Pasternak was named the winner of the Nobel Prize for Literature in 1958. On 25 October, two days after hearing that he had won, Pasternak sent the following telegram to the Swedish Academy:
Immensely thankful, touched, proud, astonished, abashed.
However, four days later came another telegram:
Considering the meaning this award has been given in the society to which I belong, I must refuse it. Please do not take offense at my voluntary rejection.
The Swedish Academy announced:
This refusal, of course, in no way alters the validity of the award. There remains only for the Academy, however, to announce with regret that the presentation of the Prize cannot take place.
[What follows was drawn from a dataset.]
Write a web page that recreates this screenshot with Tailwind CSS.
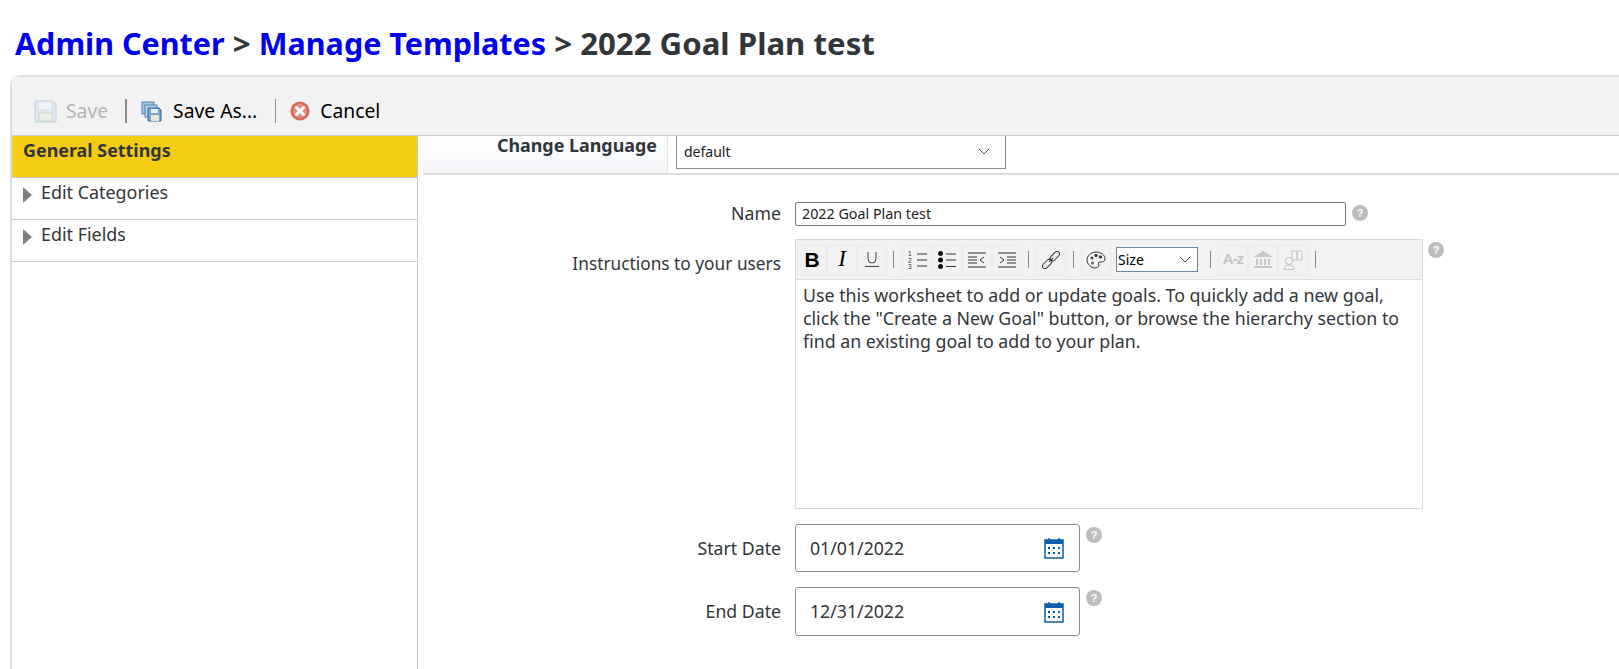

Pasternak had declined under intense pressure from Soviet authorities. Despite turning down the award, Soviet officials soured on Pasternak, and he was threatened at the very least with expulsion. In response, Pasternak wrote to Soviet Premier Nikita Khrushchev,
"Leaving the motherland will equal death for me. I am tied to Russia by birth, by life and work."
In addition, the Prime Minister of India, Jawaharlal Nehru, may also have spoken with Khrushchev about this, and Pasternak was not exiled or imprisoned.
Despite this, a famous Bill Mauldin cartoon at the time showed Pasternak and another prisoner the GULAG, splitting trees in the snow. In the caption, Pasternak says, "I won the Nobel Prize for literature. What was your crime?" The cartoon won the Pulitzer Prize for Editorial Cartooning in 1959.